Exercise goal | Give an exact copy of every line, leaving images out.

Information supplied |
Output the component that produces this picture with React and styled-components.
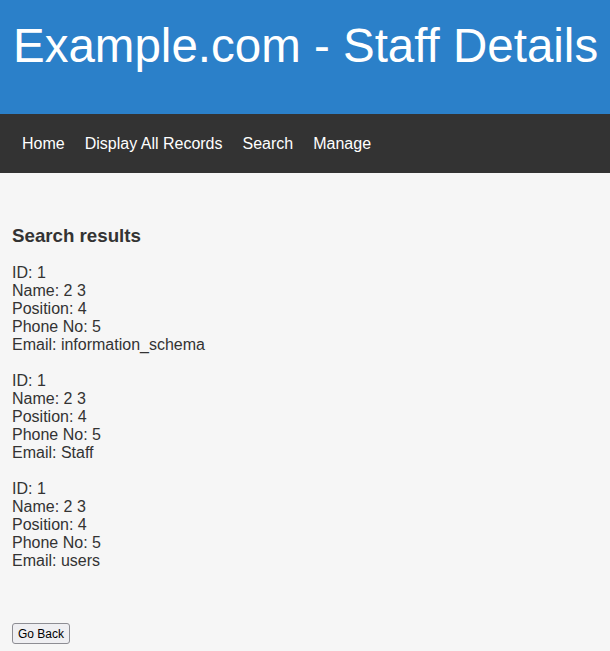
import React from "react";
import styled, { createGlobalStyle } from "styled-components";

const Global = createGlobalStyle`
  html, body { margin: 0; padding: 0; background: #f6f6f6; }
  body { font-family: "Liberation Sans", Arial, sans-serif; color: #333; }
`;

const Header = styled.header`
  background: #2b80c9;
  height: 114px;
  box-sizing: border-box;
  padding: 18px 13px 0;
`;

const Title = styled.h1`
  margin: 0;
  font-size: 47.5px;
  font-weight: normal;
  color: #fff;
  line-height: 56px;
  white-space: nowrap;
`;

const Nav = styled.nav`
  background: #333;
  height: 59px;
  display: flex;
  align-items: center;
  padding: 0 12px;
`;

const NavLink = styled.a`
  color: #fff;
  text-decoration: none;
  font-size: 16px;
  padding: 0 10px;
`;

const Main = styled.main`
  padding: 52px 12px 0;
`;

const Heading = styled.h3`
  margin: 0 0 17px;
  font-size: 18.72px;
  font-weight: bold;
  line-height: 22px;
`;

const Record = styled.div`
  font-size: 16px;
  line-height: 18px;
  margin-bottom: 18px;
`;

const Back = styled.button`
  margin-top: 35px;
  height: 21px;
  font-family: "Liberation Sans", Arial, sans-serif;
  font-size: 12px;
  padding: 0 5px;
  background: #efeff2;
  border: 1px solid #8d8d93;
  border-radius: 3px;
  color: #000;
`;

const records = [
  { id: 1, name: "2 3", position: 4, phone: 5, email: "information_schema" },
  { id: 1, name: "2 3", position: 4, phone: 5, email: "Staff" },
  { id: 1, name: "2 3", position: 4, phone: 5, email: "users" },
];

export default function App() {
  return (
    <>
      <Global />
      <Header>
        <Title>Example.com - Staff Details</Title>
      </Header>
      <Nav>
        <NavLink href="#">Home</NavLink>
        <NavLink href="#">Display All Records</NavLink>
        <NavLink href="#">Search</NavLink>
        <NavLink href="#">Manage</NavLink>
      </Nav>
      <Main>
        <Heading>Search results</Heading>
        {records.map((r, i) => (
          <Record key={i}>
            ID: {r.id}<br />
            Name: {r.name}<br />
            Position: {r.position}<br />
            Phone No: {r.phone}<br />
            Email: {r.email}
          </Record>
        ))}
        <Back>Go Back</Back>
      </Main>
    </>
  );
}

Full solution |
Output the component that produces this picture with React and styled-components.
import React from "react";
import styled, { createGlobalStyle } from "styled-components";

const Global = createGlobalStyle`
  html, body { margin: 0; padding: 0; background: #f6f6f6; }
  body { font-family: "Liberation Sans", Arial, sans-serif; color: #333; }
`;

const Header = styled.header`
  background: #2b80c9;
  height: 114px;
  box-sizing: border-box;
  padding: 18px 13px 0;
`;

const Title = styled.h1`
  margin: 0;
  font-size: 47.5px;
  font-weight: normal;
  color: #fff;
  line-height: 56px;
  white-space: nowrap;
`;

const Nav = styled.nav`
  background: #333;
  height: 59px;
  display: flex;
  align-items: center;
  padding: 0 12px;
`;

const NavLink = styled.a`
  color: #fff;
  text-decoration: none;
  font-size: 16px;
  padding: 0 10px;
`;

const Main = styled.main`
  padding: 52px 12px 0;
`;

const Heading = styled.h3`
  margin: 0 0 17px;
  font-size: 18.72px;
  font-weight: bold;
  line-height: 22px;
`;

const Record = styled.div`
  font-size: 16px;
  line-height: 18px;
  margin-bottom: 18px;
`;

const Back = styled.button`
  margin-top: 35px;
  height: 21px;
  font-family: "Liberation Sans", Arial, sans-serif;
  font-size: 12px;
  padding: 0 5px;
  background: #efeff2;
  border: 1px solid #8d8d93;
  border-radius: 3px;
  color: #000;
`;

const records = [
  { id: 1, name: "2 3", position: 4, phone: 5, email: "information_schema" },
  { id: 1, name: "2 3", position: 4, phone: 5, email: "Staff" },
  { id: 1, name: "2 3", position: 4, phone: 5, email: "users" },
];

export default function App() {
  return (
    <>
      <Global />
      <Header>
        <Title>Example.com - Staff Details</Title>
      </Header>
      <Nav>
        <NavLink href="#">Home</NavLink>
        <NavLink href="#">Display All Records</NavLink>
        <NavLink href="#">Search</NavLink>
        <NavLink href="#">Manage</NavLink>
      </Nav>
      <Main>
        <Heading>Search results</Heading>
        {records.map((r, i) => (
          <Record key={i}>
            ID: {r.id}<br />
            Name: {r.name}<br />
            Position: {r.position}<br />
            Phone No: {r.phone}<br />
            Email: {r.email}
          </Record>
        ))}
        <Back>Go Back</Back>
      </Main>
    </>
  );
}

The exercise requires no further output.